Laband hopes the study will encourage real estate developers not to cut down all the trees on new lots.

“Many older houses have large trees around them because the owners did not rely as much on air conditioning then,” he said. “Houses today often do not have shade trees because it’s easier to run an air conditioner. This study shows how much can be saved when trees are used in yards.”

Auburn’s study was funded by a $116,000 grant from the USDA Forest Service’s Urban and Community Forestry Program and a matching $116,000 grant from Auburn’s School of Forestry and Wildlife Sciences.

Laband has briefed USDA officials on the results and has presented seminars in Australia at the Tropical Forest Research Institute, the University of Melbourne and the University of Adelaide.

“It gets very hot there, too,” he said. “They are interested in doing a similar project.”

Laband, who earned his Ph.D. in economics from Virginia Tech in 1981, conducts research and teaches on topics related to economics and policy, with a focus on natural resources. He joined the Auburn University faculty in 1994 and the School of Forestry and Wildlife Sciences in 2000, where he is a member of the Center for Forest Sustainability and the Forest Policy Center.

(Written by Charles Martin.)

Contact: Charles Martin, (334) 844-9999 (marticd@auburn.edu), or
Mike Clardy, (334) 844-9999 (clardch@auburn.edu)

14 thoughts on “Auburn University study: Shade trees can reduce power bills by 11.4 percent

  1. Judy Allen

    The article about the shade trees is EXCELLENT. Now, I know where to plant additional trees in my yard. THANKS, Judy

  2. John

    Really, $116,000 to figure out that shade trees make things cooler and saves energy? I could have told you that so where is my money?
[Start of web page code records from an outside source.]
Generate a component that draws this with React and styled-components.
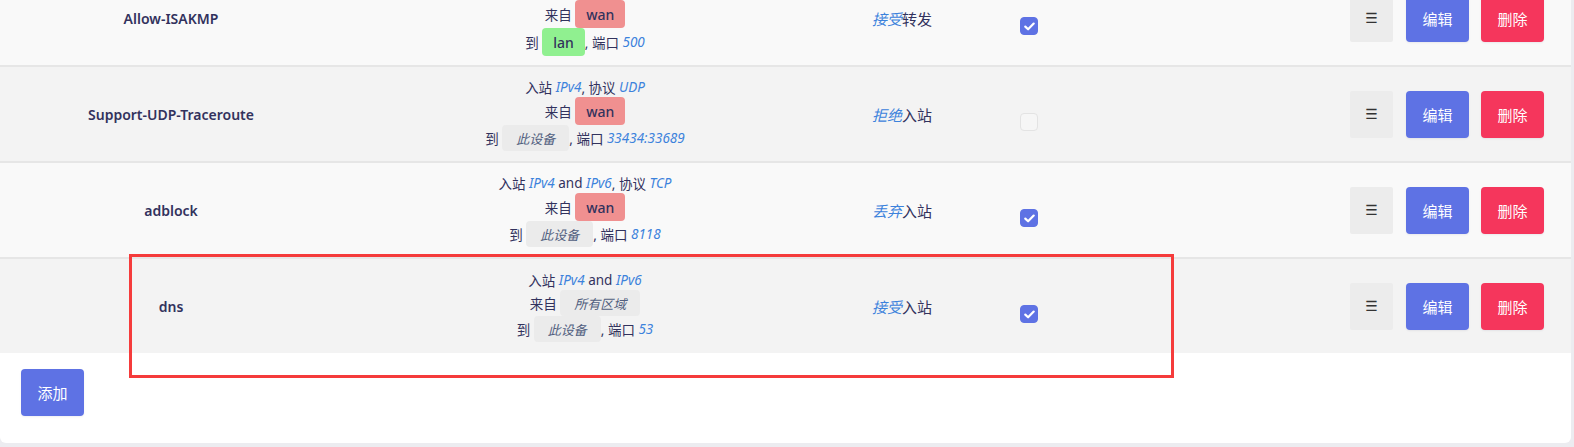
import React from "react";
import styled, { createGlobalStyle } from "styled-components";

const GlobalStyle = createGlobalStyle`
  html, body {
    margin: 0;
    padding: 0;
    background: #ececf0;
    overflow: hidden;
  }
  body {
    font-family: "Noto Sans", "Noto Sans CJK SC", sans-serif;
    color: #32325d;
  }
`;

const Card = styled.div`
  position: relative;
  margin: -31px 3px 0 0;
  background: #fff;
  border-radius: 0 0 6px 6px;
  overflow: hidden;
`;

const Row = styled.div`
  display: grid;
  grid-template-columns: 342px 486px 148px 106px 1fr;
  align-items: center;
  height: 94px;
  border-top: 2px solid #e6e6e6;
  background: ${(p) => (p.$odd ? "#f9f9f9" : "#f3f3f3")};

  &:last-of-type {
    height: 95px;
  }
`;

const NameCell = styled.div`
  text-align: center;
  font-size: 14px;
  font-weight: 600;
  color: #32325d;
`;

const MatchCell = styled.div`
  display: flex;
  flex-direction: column;
  align-items: center;
  font-size: 13.5px;
  color: #32325d;
`;

const Line = styled.div`
  display: flex;
  align-items: center;
  justify-content: center;
  white-space: pre;
  min-height: 19px;
`;

const Em = styled.em`
  color: #3c82dc;
  font-style: italic;
`;

const ZoneBadge = styled.span`
  display: inline-flex;
  align-items: center;
  height: 28px;
  padding: 0 11px;
  border-radius: 4px;
  font-size: 14px;
  font-weight: 500;
  color: #32325d;
  background: ${(p) => p.$color};
`;

const GreyBadge = styled.span`
  display: inline-flex;
  align-items: center;
  height: 26px;
  padding: 0 14px;
  border-radius: 4px;
  font-size: 13px;
  font-style: italic;
  color: #525f7f;
  background: #ebebeb;
`;

const ActionCell = styled.div`
  text-align: center;
  font-size: 15px;
  color: #32325d;
`;

const CheckCell = styled.div`
  display: flex;
  justify-content: center;
  padding-top: 16px;
`;

const Check = styled.span`
  display: inline-flex;
  align-items: center;
  justify-content: center;
  width: 18px;
  height: 18px;
  box-sizing: border-box;
  border-radius: 4px;
  background: ${(p) => (p.$on ? "#5e72e4" : "#f6f6f6")};
  border: 1px solid ${(p) => (p.$on ? "#5e72e4" : "#e3e3e3")};
`;

const Buttons = styled.div`
  display: flex;
  justify-content: flex-end;
  gap: 12px;
  padding-right: 27px;
`;

const Btn = styled.button`
  height: 47px;
  min-width: 63px;
  padding: 0 14px;
  border: none;
  border-radius: 4px;
  font-family: "Noto Sans CJK SC", "Noto Sans", sans-serif;
  font-size: 15px;
  color: #fff;
  background: ${(p) => p.$bg};
  box-shadow: 0 1px 2px rgba(50, 50, 93, 0.08);
`;

const SortBtn = styled.button`
  width: 43px;
  height: 47px;
  border: none;
  border-radius: 2px;
  background: #ececec;
  color: #333;
  font-family: "DejaVu Sans", sans-serif;
  font-size: 14px;
  margin-right: 1px;
`;

const Footer = styled.div`
  padding: 16px 21px 27px;
`;

const Highlight = styled.div`
  position: absolute;
  left: 129px;
  top: 285px;
  width: 1045px;
  height: 124px;
  box-sizing: border-box;
  border: 3px solid #f53b3b;
  pointer-events: none;
`;

const zoneColors = { wan: "#f09090", lan: "#90f090" };

const rules = [
  { name: "Allow-ISAKMP", dir: "转发", fam: ["IPv4"], proto: "UDP", from: "wan", to: "lan", port: "500", verb: "接受", target: "转发", on: true },
  { name: "Support-UDP-Traceroute", dir: "入站", fam: ["IPv4"], proto: "UDP", from: "wan", to: null, port: "33434:33689", verb: "拒绝", target: "入站", on: false },
  { name: "adblock", dir: "入站", fam: ["IPv4", "IPv6"], proto: "TCP", from: "wan", to: null, port: "8118", verb: "丢弃", target: "入站", on: true },
  { name: "dns", dir: "入站", fam: ["IPv4", "IPv6"], proto: null, from: null, to: null, port: "53", verb: "接受", target: "入站", on: true },
];

function Zone({ zone, fallback }) {
  if (!zone) return <GreyBadge>{fallback}</GreyBadge>;
  return <ZoneBadge $color={zoneColors[zone]}>{zone}</ZoneBadge>;
}

function RuleRow({ rule, odd }) {
  return (
    <Row $odd={odd}>
      <NameCell>{rule.name}</NameCell>
      <MatchCell>
        <Line>
          {rule.dir + " "}
          {rule.fam.map((f, i) => (
            <React.Fragment key={f}>
              {i > 0 && " and "}
              <Em>{f}</Em>
            </React.Fragment>
          ))}
          {rule.proto && (
            <>
              {", 协议 "}
              <Em>{rule.proto}</Em>
            </>
          )}
        </Line>
        <Line>
          {"来自 "}
          <Zone zone={rule.from} fallback="所有区域" />
        </Line>
        <Line>
          {"到 "}
          <Zone zone={rule.to} fallback="此设备" />
          {", 端口 "}
          <Em>{rule.port}</Em>
        </Line>
      </MatchCell>
      <ActionCell>
        <Em>{rule.verb}</Em>
        {rule.target}
      </ActionCell>
      <CheckCell>
        <Check $on={rule.on}>
          {rule.on && (
            <svg width="11" height="9" viewBox="0 0 11 9">
              <path d="M1.3 4.6 L4.1 7.3 L9.7 1.6" fill="none" stroke="#fff" strokeWidth="2.2" strokeLinecap="round" strokeLinejoin="round" />
            </svg>
          )}
        </Check>
      </CheckCell>
      <Buttons>
        <SortBtn>☰</SortBtn>
        <Btn $bg="#5e72e4">编辑</Btn>
        <Btn $bg="#f5365c">删除</Btn>
      </Buttons>
    </Row>
  );
}

export default function App() {
  return (
    <>
      <GlobalStyle />
      <Card>
        {rules.map((r, i) => (
          <RuleRow key={r.name} rule={r} odd={i % 2 === 0} />
        ))}
        <Footer>
          <Btn $bg="#5e72e4">添加</Btn>
        </Footer>
        <Highlight />
      </Card>
    </>
  );
}
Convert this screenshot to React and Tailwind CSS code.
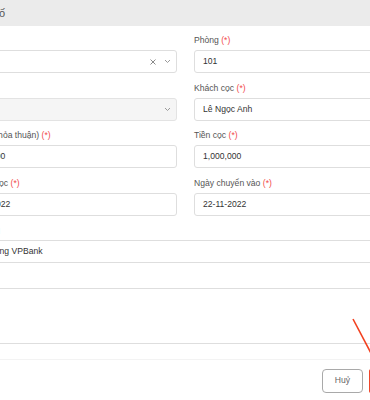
import React from 'react';

const Label = ({ text, req }) => (
  <div className="h-[12px] leading-[12px] text-[8.6px] text-[#555] mb-[4px] whitespace-nowrap">
    {text}
    {req && <span className="text-[#f24b4b]"> (*)</span>}
  </div>
);

const Chevron = () => (
  <svg width="7" height="5" viewBox="0 0 7 5" fill="none" stroke="#9a9a9a" strokeWidth="1" className="shrink-0">
    <path d="M1 1l2.5 2.5L6 1" />
  </svg>
);

const Clear = () => (
  <svg width="6" height="6" viewBox="0 0 6 6" fill="none" stroke="#8a8a8a" strokeWidth="1" className="shrink-0">
    <path d="M0.5 0.5l5 5M5.5 0.5l-5 5" />
  </svg>
);

function Field({ label, req, value, disabled, select, clear }) {
  return (
    <div>
      <Label text={label} req={req} />
      <div
        className={`h-[23px] border rounded-[3px] flex items-center pl-[8px] text-[8.6px] text-[#333] whitespace-nowrap ${
          select ? 'pr-[5px]' : 'pr-[8px]'
        } ${disabled ? 'bg-[#f5f5f5] border-[#e3e3e3]' : 'bg-white border-[#dedede]'}`}
      >
        <span className="flex-1">{value}</span>
        {clear && <span className="mr-[8px] flex"><Clear /></span>}
        {select && <span className="flex"><Chevron /></span>}
      </div>
    </div>
  );
}

export default function App() {
  return (
    <div className="relative w-[370px] h-[400px] overflow-hidden bg-white font-['Liberation_Sans',Arial,sans-serif]">
      {/* Header */}
      <div className="h-[26px] bg-[#ebebeb] flex items-center">
        <div className="w-[5px] flex justify-end whitespace-nowrap text-[11px] text-[#555]">
          Sửa phiếu cọc số
        </div>
      </div>

      {/* Body */}
      <div className="ml-[-42px] w-[455px] pt-[8px] grid grid-cols-[219px_219px] gap-x-[17px] gap-y-[8.5px]">
        <Field label="Nhà" req value="Nhà A" select clear />
        <Field label="Phòng" req value="101" />
        <Field label="Tầng" req disabled select />
        <Field label="Khách cọc" req value="Lê Ngọc Anh" />
        <Field label="Giá thuê (thỏa thuận)" req value="3,000,000" />
        <Field label="Tiền cọc" req value="1,000,000" />
        <Field label="Ngày đặt cọc" req value="20-11-2022" />
        <Field label="Ngày chuyển vào" req value="22-11-2022" />
        <div className="col-span-2">
          <Field label="Ngân hàng" value="Ngân hàng VPBank" />
        </div>
        <div className="col-span-2">
          <Label text="Ghi chú" />
          <div className="h-[56px] border border-[#dedede] rounded-[3px] bg-white" />
        </div>
      </div>

      {/* Footer */}
      <div className="mt-[15px] border-t border-[#f3f3f3] pt-[9px] pl-[322px] flex gap-[6px]">
        <button className="h-[24px] w-[41px] shrink-0 border border-[#a9a9a9] rounded-[4px] bg-white text-[8.6px] text-[#666]">
          Huỷ
        </button>
        <button className="h-[24px] w-[50px] shrink-0 border-2 border-[#f0462a] rounded-[2px] bg-white text-[8.6px] text-[#333]">
          Lưu
        </button>
      </div>

      {/* Annotation arrow */}
      <svg className="absolute left-0 top-0 pointer-events-none" width="370" height="400">
        <line x1="353" y1="319" x2="372" y2="355" stroke="#f2401f" strokeWidth="1.6" />
      </svg>
    </div>
  );
}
    They may reduce power bills by 11.4%, but how much do they increase home owner’s insurance premiums because of storms that blow trees down onto people’s houses?

  3. JB

    Trees do not increase you insurance rates. You will pay the same rates if you have no trees. You have a greater chance of a claim if you have trees, but you have to decide if you are willing to take the risk

  4. Sara

    I found this study to be helpful because I find anything that encourages homeowners to plant more trees is a positive! Some people only look at the bottom line, and if this makes tree-planting more palatable to them, then it’s money well spent.

  5. Jenn

    The short term investment of this study will yield monetary gains (savings) for numerous families, saving electricity and costs in the long-run…and with our economic/environmentally fragile world, dissemination of this information is key to helping everyone save money and to improving our planet’s well-being (trees do more than just save us money on electricity bills).

  6. Marie A

    Well, my insurance has a 2% named storm deductible. My house is worth $270,000, so my deductible is $5600. I know this because I looked it up when Gustav blew through and leaned the fence and made the roof leak, and ripped off vinyl soffit. I tried to make a claim but the damage was equal to my deductible, so I am stiffed the loss. So if that huge tree in the back yard on the west side of my house had fallen on my house during the hurricane, would it have saved me $5600 in utility bills by now? Nah, I think I’m still going to get it cut down, cause the next hurricane that blows through might have winds coming from the west like Katrina did. I’ll take an 11% higher utility bill over a tree through the roof anyday. So can I get some free money for my analysis, say about $5600?

  7. Ryan

    Do they publish the budget online? I would like to know where the money went also. Power bills are free to observe. Someone got a nice Holiday Bonus the past two years.

  8. Joe B

    Ask all the homeowners on the gulf coast who suffered losses from Katrina, Rita, Gustav, and Ike if the want to plant more trees. I really don’t think so, alt least not the huge trees that provide the shade you are talking about. MY brother-in-law lost 26 of those beautiful trees and his insurance company paid for removal of 2 of them because they fell on his boat. The rest were on him, because they fell on the ground and didn’t damage any property. Do you know how much it costs to plant a tree as compared to how much it cost to have it removed from your property? I don’t think he will be planting any more trees.

  9. Matt

    If you all have questions (which some of them are good), then why don’t you contact the writer of the article, Charles Martin, (334) 844-9999 (marticd@auburn.edu), or the professor that did the study, Dr. David Laband, (334) 844-1074? If you have questions or concerns, great. But if you really want to accomplish something, then actually call those doing the research.

    Joe B: Of course it’s not a good idea for those living in areas highly prone to wind damage. Suppose there had been a study that said large windows all over your house lead to the greenhouse effect, which would warm your house and save power in the winter. Would it be a good idea for someone living in earthquake prone areas of California to build a house with tons of windows? No. Does that mean the study is any less valid or useful for people living in areas not prone to earthquakes? No.

  10. Pingback: Shade trees slash power bills | greenrightnow.com

  11. clyde

    reading the negative response based on the trees being toppled by hurricanes, i have to wonder how many thousands of homes enjoy the benefit of shade trees with no adverse effect for each one house that is damaged by a fallen tree. as matt points out, that mentality would lead one to build a concrete block home, no windows, metal door miles away from any object that could cause damage if hurled from a hurricane or tornado. better yet, move into a cave or head to the desserts of arizona.

  12. Forester

    Nina: In case you haven’t looked around lately, most shade trees are deciduous. They drop their leaves in the fall and have minor negative impacts on home heating costs. If someone wants to give me $200,000 I’ll prove it.

  13. Neil

    Most decisions about urban trees should always weigh costs and benefits. Anecdotes may help, but research like this is essential to help people decide when, where, and what (if any) trees to plant or retain near their homes. As far as storms and urban trees are concerned, research (again) is showing how to make urban trees more storm resilient through pruning and species selection. The bottom line is that good research like this will make it possible to improve our communities for people through urban trees.